Well, in October 2018 KOERS went live… and has not gone offline since. After all these years we still do Continuous Delivery and develop the system a little further every day. Not as intensively as during the project. In terms of teams and people we have also scaled down. And we have found and addressed the necessary issues and made technological improvements. At the same time, that’s business as usual — every challenge, question and requirement is designed, built and deployed to production. The underlying platform has changed. The delivery tooling has changed. The mechanism has not. Nor has event sourcing. Upgrades, yes, of course. But above all: steady business 😊

My role in the project was that of solution architect for the internal software architecture of KOERS. The introduction of CQRS and Event Sourcing originated with me. The foundation of Continuous Delivery and the first pipelines were also my work.
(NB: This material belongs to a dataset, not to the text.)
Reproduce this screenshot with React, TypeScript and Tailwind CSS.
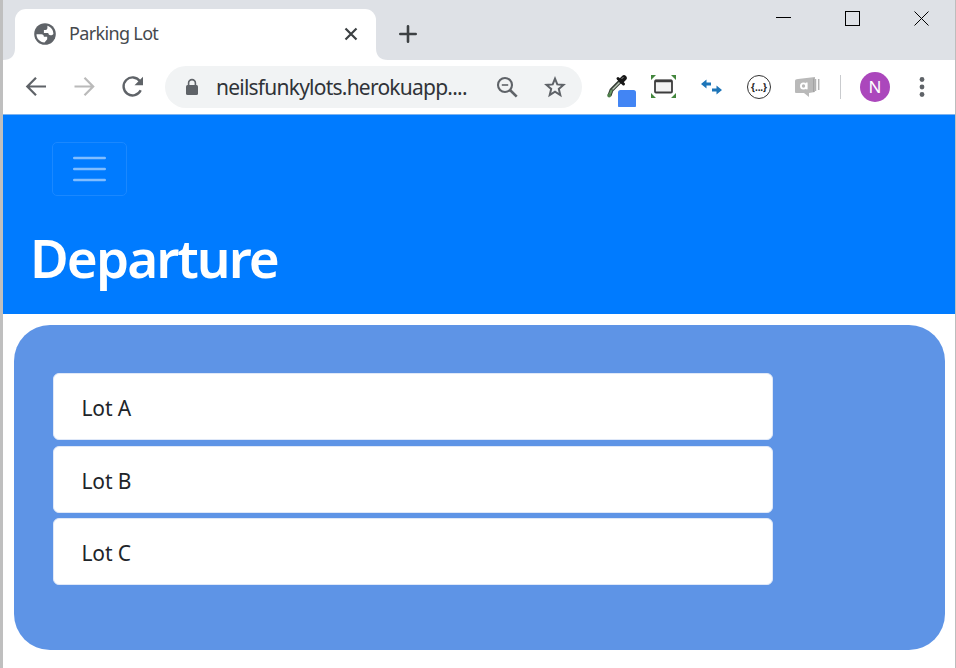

I had significant influence on the design of the components, the interfaces between them, and the organisation of the teams around them.

Based on my experiences in the project and with the KOERS system, I have developed ideas about what the future might look like. I have worked these out — together with colleagues — in, for example, protocol thinking. I am also documenting my experience in the “Guidance for Reliable Registers” being delivered in the project From a reliable source.